Another question I have stumbled upon is how to extend the default parser with further lexemes? I want to use the default parser for String as that has a non-trivial regexp (or EBNF). At the same time, I want to define LocalIdent (e.g. %32 or %foo). Is there a canonical way to do so? I know how to filter unneeded lexemes (e.g. through Elide)

The default lexer isn't really extensible as it's based on text/scanner, which is inflexible but fast. The upside is speed, the downside is lack of flexibility.

The easiest solution is to use the regex lexer, but alternatively you could provide your own implementations of the lexer.Definition and lexer.Lexer interfaces.

I've been trying to convert my grammar for LLVM IR to use participle. For simple cases it works fairly well, however there are recursive structures (e.g. Type referring to Type, such as for pointer types). How would you suggest handling those cases?

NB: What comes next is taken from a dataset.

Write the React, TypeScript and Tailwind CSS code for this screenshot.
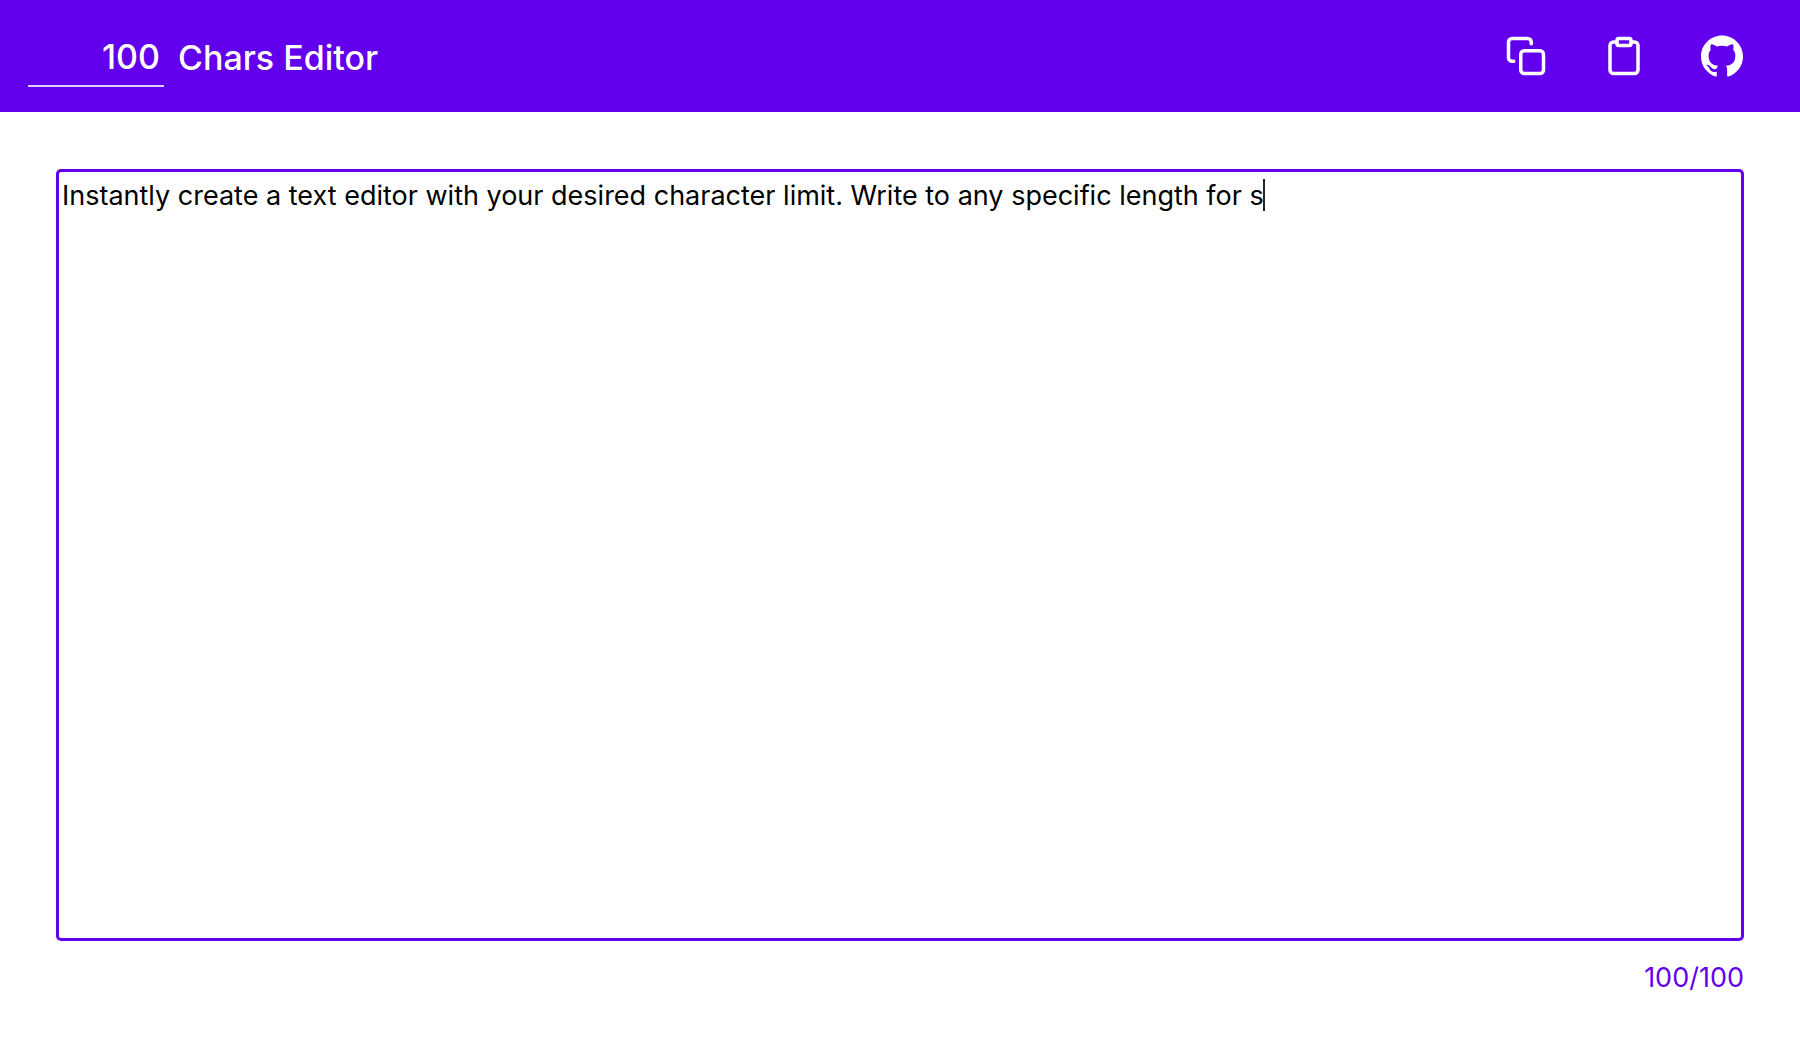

I'm working on this now. I can see what's happening, and it should be solvable within the lookahead system, which is good news!

I'm working on this now. I can see what's happening, and it should be solvable within the lookahead system, which is good news!

That's great to hear! I'll keep tracking your work with anticipation.

The default lexer isn't really extensible as it's based on text/scanner, which is inflexible but fast. The upside is speed, the downside is lack of flexibility.

The easiest solution is to use the regex lexer, but alternatively you could provide your own implementations of the lexer.Definition and lexer.Lexer interfaces.

Ok, thanks for the info. Do you have any example or a regexp grammar that extends the default lexer but still supports quoted string literals? Otherwise, I'll write my own.

Ok, thanks for the info. Do you have any example or a regexp grammar that extends the default lexer but still supports quoted string literals? Otherwise, I'll write my own.

The SQL example has a custom regex based lexer that might get you started.

Thanks ;)

Lookahead is now much more robust. This doesn't solve left-recursion, but that is a different issue.